(CN) — A report released Tuesday by Texas Attorney General Ken Paxton’s office claims to have found no evidence of bribery or a quid pro quo relationship between Paxton and a campaign donor following allegations of corruption and abuse of office raised last year by a group of senior staffers.
The 374-page internal investigation report produced by Paxton’s own agency says the Republican official “committed no crime” and that the staffers’ allegations “are either factually incorrect or legally deficient.”
The FBI continues to investigate the claims brought by the group of aggrieved staffers, who revolted against their boss 10 months ago and accused him of bribery and abuse of office for allegedly using his position to help campaign donor and Austin real estate investor Nate Paul. They specifically claimed Paxton hired a special prosecutor to investigate alleged enemies of Paul.
All seven whistleblowers have since been fired by the agency or resigned. Four sued Paxton last year in Travis County District Court, claiming they were fired in retaliation, threatened, intimidated and falsely smeared by Paxton. The lawsuit also alleges Paxton abused his office to help get a job for a woman whom they claim he was having an affair with.
Paxton, a Republican seeking reelection to a third term, has denied the allegations and is seeking to have the lawsuit thrown out. No criminal charges related to the whistleblower claims have been filed and the FBI did not immediately respond to an emailed request for comment on the case.
“AG Paxton’s actions were lawful, and consistent with his legal duties and prior actions taken by attorneys general of Texas,” the report concludes.

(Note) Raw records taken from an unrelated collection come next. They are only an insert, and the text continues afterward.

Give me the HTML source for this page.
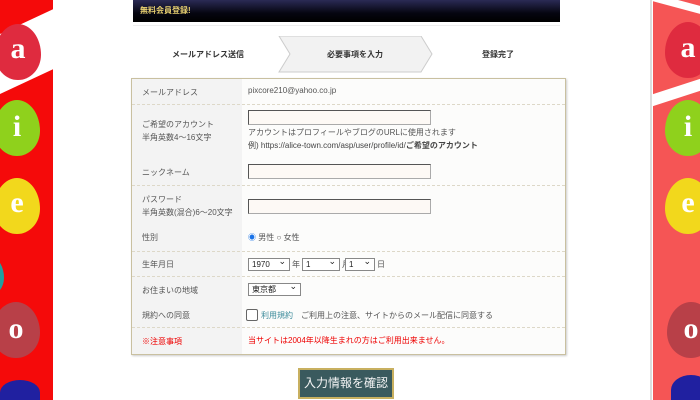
<!DOCTYPE html>
<html><head><meta charset="utf-8"><style>
*{margin:0;padding:0;box-sizing:border-box}
body{width:700px;height:400px;position:relative;overflow:hidden;background:#fff;font-family:"Liberation Sans","Noto Sans CJK JP",sans-serif;font-size:8px;color:#555}
.a{position:absolute}
.bal{position:absolute;border-radius:50% 50% 50% 50%/55% 55% 45% 45%;color:#fff;font:bold 30px "Liberation Serif",serif;text-align:center}
.lbl{position:absolute;left:132px;width:110px;padding-left:10px;background:#f3f3f3;color:#555;font-size:8px;line-height:13px}
.row{position:absolute;left:132px;width:433px;border-bottom:1px dashed #ddd8c8}
.inp{position:absolute;left:248px;width:183px;height:15px;border:1px solid #555;border-bottom-color:#aaa;border-right-color:#aaa;background:#fdf9f5}
.sel{position:absolute;height:13px;border:1px solid #888;background:#fff;font-size:8px;line-height:11px;padding-left:3px;color:#222}
.sel:after{content:"⌄";position:absolute;right:3px;top:-3px;font-size:9px}
</style></head><body>
<!-- left strip -->
<div class="a" style="left:0;top:0;width:53px;height:400px;background:#f50a0a;overflow:hidden">
 <div class="a" style="left:-20px;top:20px;width:100px;height:60px;background:#fff;transform:skewY(-25deg)"></div>
 <div class="bal" style="left:-5px;top:24px;width:46px;height:56px;background:#df2b3f;line-height:50px">a</div>
 <div class="bal" style="left:-6px;top:100px;width:46px;height:56px;background:#8fd11c;line-height:54px">i</div>
 <div class="bal" style="left:-6px;top:178px;width:46px;height:56px;background:#f2d81c;line-height:50px">e</div>
 <div class="bal" style="left:-20px;top:258px;width:24px;height:36px;background:#20a0a0"></div>
 <div class="bal" style="left:-8px;top:302px;width:48px;height:56px;background:#b84048;line-height:54px">o</div>
 <div class="a" style="left:0;top:380px;width:40px;height:25px;border-radius:50% 50% 0 0;background:#2020a0"></div>
</div>
<div class="a" style="left:650px;top:0;width:2px;height:400px;background:#ddd"></div>
<div class="a" style="left:653px;top:0;width:47px;height:400px;background:#f55555;overflow:hidden">
 <div class="a" style="left:-10px;top:0;width:70px;height:8px;background:#fff;transform:skewY(15deg)"></div>
 <div class="a" style="left:-10px;top:86px;width:70px;height:12px;background:#fff;transform:skewY(-18deg)"></div>
 <div class="bal" style="left:12px;top:22px;width:46px;height:56px;background:#df2b3f;line-height:52px">a</div>
 <div class="bal" style="left:12px;top:100px;width:46px;height:56px;background:#8fd11c;line-height:54px">i</div>
 <div class="bal" style="left:12px;top:178px;width:46px;height:56px;background:#f2d81c;line-height:50px">e</div>
 <div class="bal" style="left:14px;top:302px;width:48px;height:56px;background:#b84048;line-height:54px">o</div>
 <div class="a" style="left:18px;top:375px;width:40px;height:30px;border-radius:50% 50% 0 0;background:#2020a0"></div>
</div>
<!-- header -->
<div class="a" style="left:133px;top:0;width:427px;height:22px;background:linear-gradient(#2a2a55,#050510 60%,#000)"></div>
<div class="a" style="left:140px;top:5px;color:#e8d070;font-size:8px;font-weight:bold">無料会員登録!</div>
<div class="a" style="left:133px;top:25px;width:427px;height:1px;background:#eee"></div>
<!-- steps -->
<svg class="a" style="left:275px;top:36px" width="160" height="37"><polygon points="4,0 146,0 157,18 146,36 4,36 15,18" fill="#f2f2f2" stroke="#ccc"/></svg>
<div class="a" style="left:172px;top:49px;font-size:8px;font-weight:bold;color:#333">メールアドレス送信</div>
<div class="a" style="left:327px;top:49px;font-size:8px;font-weight:bold;color:#333">必要事項を入力</div>
<div class="a" style="left:482px;top:49px;font-size:8px;font-weight:bold;color:#333">登録完了</div>
<!-- table -->
<div class="a" style="left:131px;top:78px;width:435px;height:277px;border:1px solid #c9c0a0;background:#fcfcfb;box-shadow:1px 1px 2px #ccc"></div>
<div class="a" style="left:132px;top:79px;width:110px;height:275px;background:#f3f3f3"></div>
<div class="row" style="top:79px;height:26px"></div>
<div class="row" style="top:105px;height:53px;border:none"></div>
<div class="row" style="top:158px;height:28px"></div>
<div class="row" style="top:225px;height:27px"></div>
<div class="row" style="top:252px;height:25px"></div>
<div class="row" style="top:303px;height:25px"></div>
<div class="lbl" style="top:86px">メールアドレス</div>
<div class="lbl" style="top:118px">ご希望のアカウント<br>半角英数4〜16文字</div>
<div class="lbl" style="top:166px">ニックネーム</div>
<div class="lbl" style="top:193px">パスワード<br>半角英数(混合)6〜20文字</div>
<div class="lbl" style="top:231px">性別</div>
<div class="lbl" style="top:258px">生年月日</div>
<div class="lbl" style="top:284px">お住まいの地域</div>
<div class="lbl" style="top:309px">規約への同意</div>
<div class="lbl" style="top:335px;color:#e00">※注意事項</div>
<div class="a" style="left:248px;top:86px;color:#555">pixcore210@yahoo.co.jp</div>
<div class="inp" style="top:110px"></div>
<div class="a" style="left:248px;top:127px;color:#555">アカウントはプロフィールやブログのURLに使用されます</div>
<div class="a" style="left:248px;top:140px;color:#444">例) https://alice-town.com/asp/user/profile/id/<b>ご希望のアカウント</b></div>
<div class="inp" style="top:164px"></div>
<div class="inp" style="top:199px"></div>
<div class="a" style="left:248px;top:232px"><span style="color:#1a73e8">◉</span> 男性 ○ 女性</div>
<div class="sel" style="left:248px;top:258px;width:42px">1970</div><div class="a" style="left:292px;top:259px">年</div>
<div class="sel" style="left:302px;top:258px;width:38px">1</div><div class="a" style="left:342px;top:259px">月</div>
<div class="sel" style="left:345px;top:258px;width:30px">1</div><div class="a" style="left:377px;top:259px">日</div>
<div class="sel" style="left:248px;top:283px;width:53px">東京都</div>
<div class="a" style="left:246px;top:309px;width:12px;height:12px;border:1px solid #666;border-radius:2px;background:#fff"></div>
<div class="a" style="left:261px;top:310px"><span style="color:#3a8a9a">利用規約</span>　ご利用上の注意、サイトからのメール配信に同意する</div>
<div class="a" style="left:248px;top:335px;color:#e00">当サイトは2004年以降生まれの方はご利用出来ません。</div>
<!-- button -->
<div class="a" style="left:298px;top:368px;width:96px;height:31px;background:#3a5a5e;border:2px solid #c8b060;color:#f4f4f4;font-size:12px;line-height:26px;text-align:center">入力情報を確認</div>
</body></html>
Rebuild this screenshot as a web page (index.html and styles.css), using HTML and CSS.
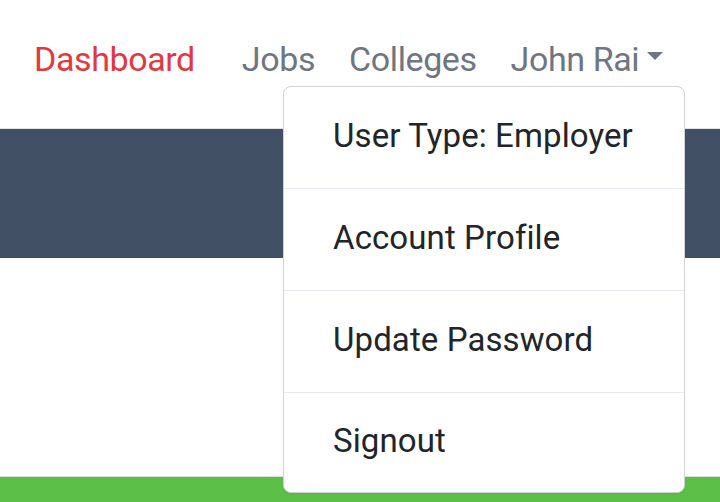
FILE: index.html
```html
<!DOCTYPE html>
<html>
<head>
<meta charset="utf-8">
<link rel="stylesheet" href="styles.css">
</head>
<body>
<div class="page">
  <header class="topbar">
    <nav class="nav">
      <a class="nav-link active brand-gap">Dashboard</a>
      <a class="nav-link">Jobs</a>
      <a class="nav-link">Colleges</a>
      <a class="nav-link dropdown-toggle">John Rai<span class="caret"></span></a>
    </nav>
  </header>
  <section class="band"></section>
  <section class="content"></section>
  <footer class="green"></footer>
  <div class="dropdown-menu">
    <div class="dropdown-item">User Type: Employer</div>
    <div class="divider"></div>
    <div class="dropdown-item">Account Profile</div>
    <div class="divider"></div>
    <div class="dropdown-item">Update Password</div>
    <div class="divider"></div>
    <div class="dropdown-item last">Signout</div>
  </div>
</div>
</body>
</html>
```
FILE: styles.css
```css
* { box-sizing: border-box; }
html, body { margin: 0; padding: 0; }
body {
  width: 720px;
  height: 502px;
  overflow: hidden;
  background: #fff;
  font-family: Roboto, "Liberation Sans", sans-serif;
}
.page {
  position: relative;
  width: 720px;
  height: 502px;
  display: flex;
  flex-direction: column;
}
.topbar {
  height: 128px;
  display: flex;
  align-items: flex-start;
}
.nav {
  display: flex;
  align-items: center;
  padding-left: 17px;
  padding-top: 36px;
}
.nav-link {
  font-size: 34px;
  line-height: 46px;
  padding: 0 17px;
  color: #6f7682;
  text-decoration: none;
  display: flex;
  align-items: center;
  letter-spacing: -0.4px;
}
.nav-link.active { color: #e3383f; }
.nav-link.brand-gap { margin-right: 13px; }
.caret {
  display: inline-block;
  width: 0;
  height: 0;
  margin-left: 8px;
  border-top: 8px solid #6f7682;
  border-left: 8.5px solid transparent;
  border-right: 8.5px solid transparent;
  margin-top: -6px;
}
.band {
  height: 130px;
  background: #425066;
  border-top: 1px solid #e4e4e4;
}
.content {
  flex: 1;
  border-bottom: 1px solid #dcdcdc;
}
.green {
  height: 25px;
  background: #5bbf48;
}
.dropdown-menu {
  position: absolute;
  top: 86px;
  left: 283px;
  width: 402px;
  background: #fff;
  border: 1px solid #d3d3d3;
  border-radius: 8px;
  box-shadow: 0 1px 2px rgba(0,0,0,0.05);
}
.dropdown-item {
  height: 101px;
  padding-left: 49px;
  display: flex;
  align-items: center;
  font-size: 33px;
  color: #212529;
  letter-spacing: 0.1px;
  padding-bottom: 4px;
}
.dropdown-item.last { height: 99px; }
.divider {
  height: 1px;
  background: #e6e9ed;
}
```
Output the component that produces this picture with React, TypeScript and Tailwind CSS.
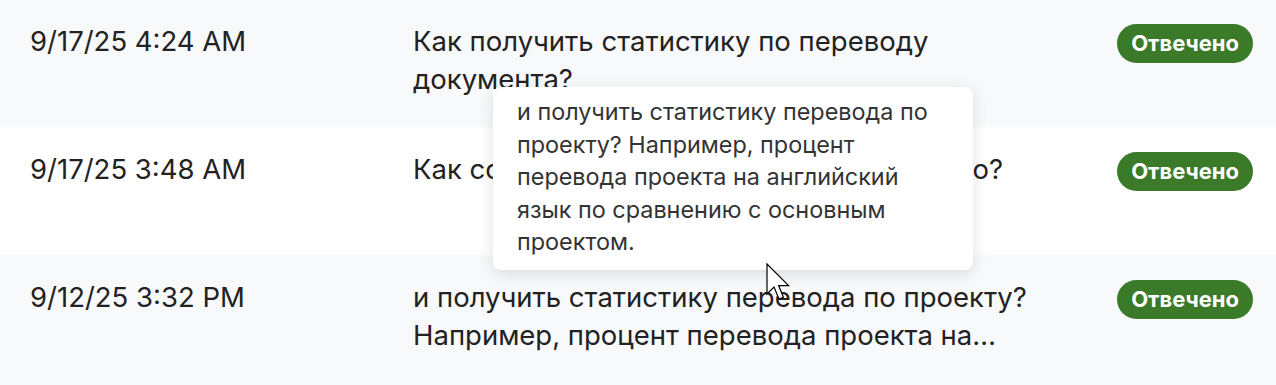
import React from "react";

const rows = [
  {
    date: "9/17/25 4:24 AM",
    text: "Как получить статистику по переводу документа?",
    bg: "bg-[#f8f9fb]",
    h: "h-[127px]",
    pt: "pt-[23px]",
    bt: "pt-6",
  },
  {
    date: "9/17/25 3:48 AM",
    text: "Как сопоставить перевод текстов? Можно?",
    bg: "bg-white",
    h: "h-[128px]",
    pt: "pt-6",
    bt: "pt-[25px]",
  },
  {
    date: "9/12/25 3:32 PM",
    text: "и получить статистику перевода по проекту? Например, процент перевода проекта на английский язык по сравнению с основным проектом.",
    bg: "bg-[#f8f9fb]",
    h: "h-[130px]",
    pt: "pt-6",
    bt: "pt-[25px]",
  },
];

export default function App() {
  return (
    <div
      className="relative w-[1276px] h-[385px] overflow-hidden bg-white text-[#222222]"
      style={{ fontFamily: "Inter, 'Noto Sans', sans-serif" }}
    >
      {rows.map((r, i) => (
        <div key={i} className={`flex items-start ${r.bg} ${r.h}`}>
          <div className={`w-[413px] shrink-0 pl-[30px] ${r.pt} text-[27.5px] leading-[37.5px]`}>
            {r.date}
          </div>
          <div className={`w-[640px] shrink-0 ${r.pt} text-[27.5px] leading-[37.5px]`}>
            <div className="line-clamp-2">{r.text}</div>
          </div>
          <div className={`flex-1 flex justify-end pr-[23px] ${r.bt}`}>
            <span className="rounded-full bg-[#3b7a29] text-white font-bold text-[22px] leading-[39px] h-[39px] px-[14px]">
              Отвечено
            </span>
          </div>
        </div>
      ))}

      <div className="absolute left-[493px] top-[87px] w-[480px] rounded-lg bg-white px-6 pt-[9px] pb-[11px] text-[23.4px] leading-[32.5px] text-[#333333] shadow-[0_4px_16px_rgba(0,0,0,0.12)]">
        и получить статистику перевода по проекту? Например, процент перевода проекта на английский язык по сравнению с основным проектом.
      </div>

      <svg
        className="absolute left-[765px] top-[262px]"
        width="28"
        height="40"
        viewBox="0 0 14 20"
      >
        <path
          d="M1 1 L1 16 L4.5 12.5 L7 18.5 L9.2 17.6 L6.8 11.8 L11.8 11.8 Z"
          fill="white"
          stroke="black"
          strokeWidth="0.6"
          strokeLinejoin="miter"
        />
      </svg>
    </div>
  );
}
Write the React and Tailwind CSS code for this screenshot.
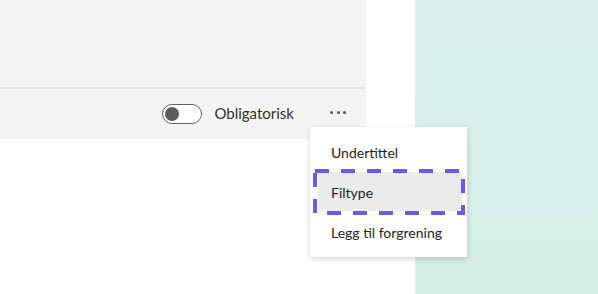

It went on to say it was “in the public’s best interest to not delay” the release of the finding clearing Paxton, adding the office will continue to investigate the matter. The report did not include names of any authors or investigators who worked on it.
The office’s release of the report comes just weeks before campaign season ramps up in the Lone Star State for next year’s March primary elections.
Paxton, whose tenure as the state’s top cop has been overshadowed by legal troubles and scandal, has already drawn two primary challengers: Texas Land Commissioner George P. Bush - the nephew of former President George W. Bush and grandson of former President George H. W. Bush – and former Texas Supreme Court Justice Eva Guzman. Both Republicans have made a campaign issue of Paxton’s still-lingering indictment on felony securities fraud charges for allegedly defrauding investors.
The case has languished in pretrial motions for six years.
But Paxton won over the highly sought-after endorsement of former President Donald Trump last month. The attorney general has made headlines in recent weeks for fighting a series of Covid-19 inspired mask mandates issued by school districts across the state.